Oil Technical Analysis
WTI Cash Daily
Looking at the WTI Daily chart we observe that crude prices are heading steadily for the apex of the symmetrical triangle created at the start of December, as persistent slack in demand cancels out revamped supply worries stemming from the escalation of tensions in the Red Sea. We hold a sideways bias for the commodity, expecting it to gyrate between the $71 (S1) and $74 (R1) bounds for the time being, until either the bulls or the bears take decisive action over the direction of the commodity. Validating partly our views for an impending sideways trading activity is the RSI reading below our daily chart, registering a value of 47 which indicates indecision alongside the flattening out of both the MACD and signal lines slightly below the zero line.
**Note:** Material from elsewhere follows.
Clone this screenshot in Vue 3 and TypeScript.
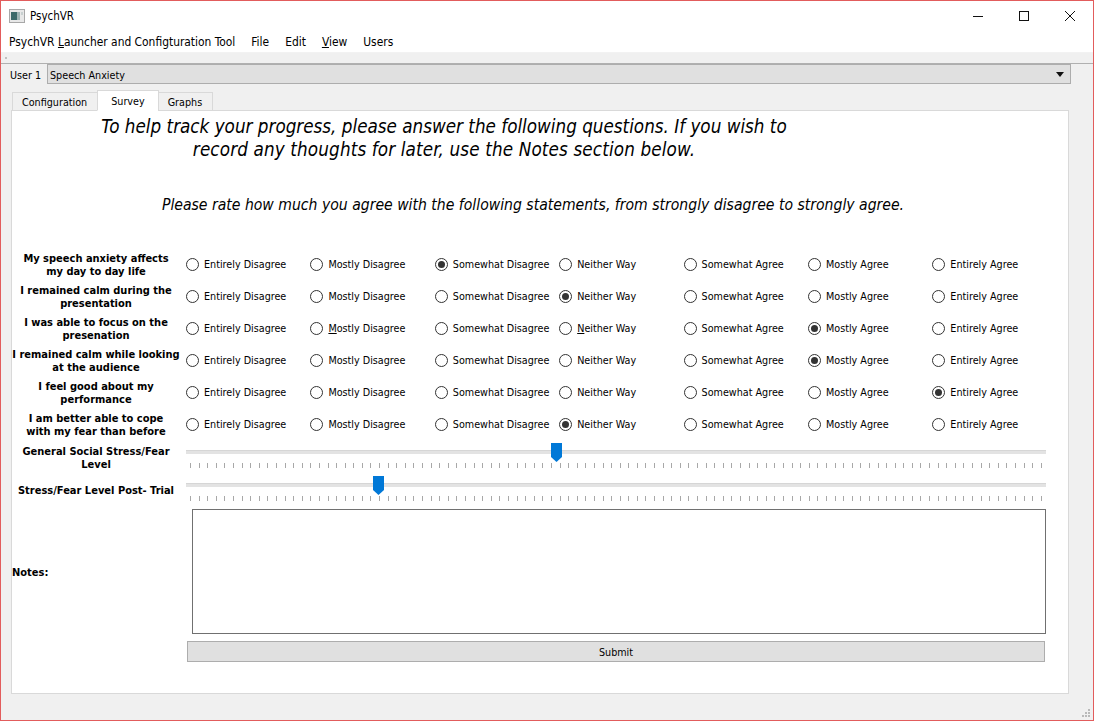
<script setup lang="ts">
const options = ['Entirely Disagree','Mostly Disagree','Somewhat Disagree','Neither Way','Somewhat Agree','Mostly Agree','Entirely Agree']
const questions = [
  { lines: ['My speech anxiety affects','my day to day life'], sel: 2, ul: [] as number[] },
  { lines: ['I remained calm during the','presentation'], sel: 3, ul: [] as number[] },
  { lines: ['I was able to focus on the','presenation'], sel: 5, ul: [1,3] },
  { lines: ['I remained calm while looking','at the audience'], sel: 5, ul: [] as number[] },
  { lines: ['I feel good about my','performance'], sel: 6, ul: [] as number[] },
  { lines: ['I am better able to cope','with my fear than before'], sel: 3, ul: [] as number[] },
]
const ticks = Array.from({ length: 100 })
</script>

<template>
  <div class="win">
    <header class="titlebar">
      <svg class="appicon" width="16" height="14" viewBox="0 0 16 14">
        <rect x="0.5" y="0.5" width="15" height="13" fill="#e8e8e8" stroke="#a8a8a8"/>
        <rect x="2" y="3" width="6" height="8" fill="#3c6a6a"/>
        <rect x="8" y="3" width="3" height="8" fill="#9fb4b4"/>
        <rect x="12" y="3" width="2" height="3" fill="#c8d0d0"/>
      </svg>
      <span class="title">PsychVR</span>
      <div class="controls">
        <svg width="46" height="30" viewBox="0 0 46 30"><path d="M18 15.500h10" stroke="#111" fill="none"/></svg>
        <svg width="46" height="30" viewBox="0 0 46 30"><rect x="18.500" y="10.500" width="9" height="9" stroke="#111" fill="none"/></svg>
        <svg width="46" height="30" viewBox="0 0 46 30"><path d="M18 10l10 10M28 10l-10 10" stroke="#111" fill="none"/></svg>
      </div>
    </header>
    <nav class="menubar">
      <span>PsychVR <u>L</u>auncher and Configturation Tool</span>
      <span>File</span>
      <span>Edit</span>
      <span><u>V</u>iew</span>
      <span>Users</span>
    </nav>
    <div class="strip"><i class="grip"></i></div>
    <div class="userrow">
      <span class="user">User 1</span>
      <div class="combo">
        <span>Speech Anxiety</span>
        <i class="caret"></i>
      </div>
    </div>
    <div class="tabs">
      <span class="tab">Configuration</span>
      <span class="tab active">Survey</span>
      <span class="tab">Graphs</span>
    </div>
    <main class="pane">
      <h1 class="heading">To help track your progress, please answer the following questions. If you wish to<br><span class="line2">record any thoughts for later, use the Notes section below.</span></h1>
      <p class="sub">Please rate how much you agree with the following statements, from strongly disagree to strongly agree.</p>
      <div class="questions">
        <div v-for="(q, qi) in questions" :key="qi" class="row">
          <div class="label"><div v-for="l in q.lines" :key="l">{{ l }}</div></div>
          <div class="radios">
            <label v-for="(o, oi) in options" :key="o" class="radio">
              <span class="dot" :class="{ on: q.sel === oi }"></span>
              <span v-if="q.ul.includes(oi)"><u>{{ o[0] }}</u>{{ o.slice(1) }}</span>
              <span v-else>{{ o }}</span>
            </label>
          </div>
        </div>
      </div>
      <div class="sliderrow first">
        <div class="label">General Social Stress/Fear<br>Level</div>
        <div class="slider">
          <div class="track"></div>
          <svg class="handle" style="left: 365px" width="11" height="19" viewBox="0 0 11 19"><path d="M0 0h11v14l-5.500 5L0 14z" fill="#0078d7"/></svg>
          <div class="ticks"><i v-for="(_, i) in ticks" :key="i"></i></div>
        </div>
      </div>
      <div class="sliderrow second">
        <div class="label">Stress/Fear Level Post- Trial</div>
        <div class="slider">
          <div class="track"></div>
          <svg class="handle" style="left: 187px" width="11" height="19" viewBox="0 0 11 19"><path d="M0 0h11v14l-5.500 5L0 14z" fill="#0078d7"/></svg>
          <div class="ticks"><i v-for="(_, i) in ticks" :key="i"></i></div>
        </div>
      </div>
      <div class="notesrow">
        <div class="noteslabel">Notes:</div>
        <div class="notes"></div>
      </div>
      <button class="submit">Submit</button>
    </main>
    <svg class="sizegrip" width="9" height="9" viewBox="0 0 9 9" fill="#b9b9b9">
      <rect x="6" y="0" width="2" height="2"/><rect x="3" y="3" width="2" height="2"/><rect x="6" y="3" width="2" height="2"/>
      <rect x="0" y="6" width="2" height="2"/><rect x="3" y="6" width="2" height="2"/><rect x="6" y="6" width="2" height="2"/>
    </svg>
  </div>
</template>

<style>
html, body { margin: 0; background: #f0f0f0; }
</style>

<style scoped>
.win {
  position: relative;
  box-sizing: border-box;
  width: 1094px;
  height: 721px;
  border: 1px solid #e25c5c;
  background: #f0f0f0;
  font-family: "DejaVu Sans Condensed", "DejaVu Sans", sans-serif;
  font-size: 10.7px;
  color: #000;
  overflow: hidden;
}
.titlebar {
  height: 30px;
  background: #fff;
  display: flex;
  align-items: center;
  padding-left: 8px;
  font-size: 11.5px;
}
.appicon { margin-right: 5px; }
.controls { margin-left: auto; display: flex; }
.menubar {
  height: 21px;
  background: #fff;
  display: flex;
  align-items: center;
  gap: 16px;
  padding-left: 8px;
  font-size: 11.9px;
  border-bottom: 1px solid #f2f2f2;
}
.strip {
  height: 10px;
  background: #f0f0f0;
  border-bottom: 1px solid #b0b0b0;
  position: relative;
}
.grip {
  position: absolute;
  left: 4px;
  top: 4px;
  width: 2px;
  height: 2px;
  background: #c0c0c0;
}
.userrow {
  display: flex;
  align-items: center;
  height: 20px;
  padding-left: 9px;
}
.user { width: 37px; padding-top: 2px; }
.combo {
  box-sizing: border-box;
  width: 1024px;
  height: 20px;
  background: #e0e0e0;
  border: 1px solid #adadad;
  display: flex;
  align-items: center;
  justify-content: space-between;
  padding: 2px 6px 0 2px;
}
.caret {
  width: 0;
  height: 0;
  margin-top: -2px;
  border: 4px solid transparent;
  border-top: 5px solid #111;
  border-bottom: 0;
}
.tabs {
  display: flex;
  align-items: flex-end;
  height: 27px;
  margin-left: 11px;
  position: relative;
  z-index: 1;
}
.tab {
  box-sizing: border-box;
  height: 19px;
  padding: 2px 10px 0 9px;
  display: flex;
  align-items: center;
  background: #f0f0f0;
  border: 1px solid #d9d9d9;
  margin-left: -1px;
}
.tab:first-child { margin-left: 0; }
.tab.active {
  height: 21px;
  background: #fff;
  border-bottom-color: #fff;
  padding: 2px 13px 0;
}
.pane {
  box-sizing: border-box;
  width: 1058px;
  height: 584px;
  margin-left: 10px;
  margin-top: -1px;
  background: #fff;
  border: 1px solid #d9d9d9;
  position: relative;
}
.heading {
  margin: 4px 0 0 70px;
  width: 724px;
  font-size: 18.7px;
  line-height: 23px;
  font-weight: 400;
  font-style: italic;
  text-align: center;
  white-space: nowrap;
}
.line2 { letter-spacing: 0.14px; }
.sub {
  margin: 34px 0 0;
  width: 1042px;
  font-size: 15.6px;
  line-height: 20px;
  font-style: italic;
  text-align: center;
}
.questions { margin-top: 33px; }
.row { display: flex; height: 32px; align-items: center; }
.row .label { padding-top: 2px; }
.label {
  width: 168px;
  margin-right: 6px;
  flex: none;
  font-size: 11px;
  font-weight: 700;
  line-height: 13px;
  text-align: center;
  white-space: nowrap;
}
.radios {
  display: grid;
  grid-template-columns: repeat(7, 124.4px);
}
.radio { display: flex; align-items: center; gap: 5px; white-space: nowrap; }
.dot {
  box-sizing: border-box;
  width: 13px;
  height: 13px;
  border: 1px solid #333;
  border-radius: 50%;
  background: #fff;
  position: relative;
}
.dot.on::after {
  content: "";
  position: absolute;
  inset: 2px;
  border-radius: 50%;
  background: #333;
}
.sliderrow { display: flex; }
.sliderrow.first { height: 33px; margin-top: 5px; }
.sliderrow.second { height: 29px; }
.slider { position: relative; width: 860px; }
.track {
  height: 4px;
  margin-top: 5px;
  background: #e3e3e3;
  border-top: 1px solid #d6d6d6;
  box-sizing: border-box;
}
.handle { position: absolute; top: -2px; }
.ticks {
  display: flex;
  justify-content: space-between;
  margin: 9px 4px 0;
}
.ticks i { width: 1px; height: 5px; background: #a8a8a8; }
.second .label { padding-top: 6px; }
.notesrow { display: flex; align-items: center; margin-top: 2px; }
.noteslabel { width: 180px; flex: none; font-size: 11px; font-weight: 700; padding-top: 2px; }
.notes {
  box-sizing: border-box;
  width: 854px;
  height: 125px;
  background: #fff;
  border: 1px solid #707070;
}
.submit {
  display: block;
  box-sizing: border-box;
  width: 858px;
  height: 21px;
  margin: 7px 0 0 175px;
  background: #e0e0e0;
  border: 1px solid #adadad;
  font: inherit;
  color: #000;
  padding: 2px 0 0;
}
.sizegrip { position: absolute; right: 2px; bottom: 2px; }
</style>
Various other technical indicators such as the Commodity Channel Index and Stochastic also do not provide valuable information for the time being, favoring a ‘wait and see’ approach for WTI. Shall the bulls dominate over the direction of the commodity, we may price action breaking decisively past the $74.00 (R1) resistance level and head towards the $76.50 (R2) resistance barrier, whereas should on the other hand, the bears take over, we may see the break below the $71.00 (S1) support level and the fall of the commodity near or below the $69.00 (S2) support base.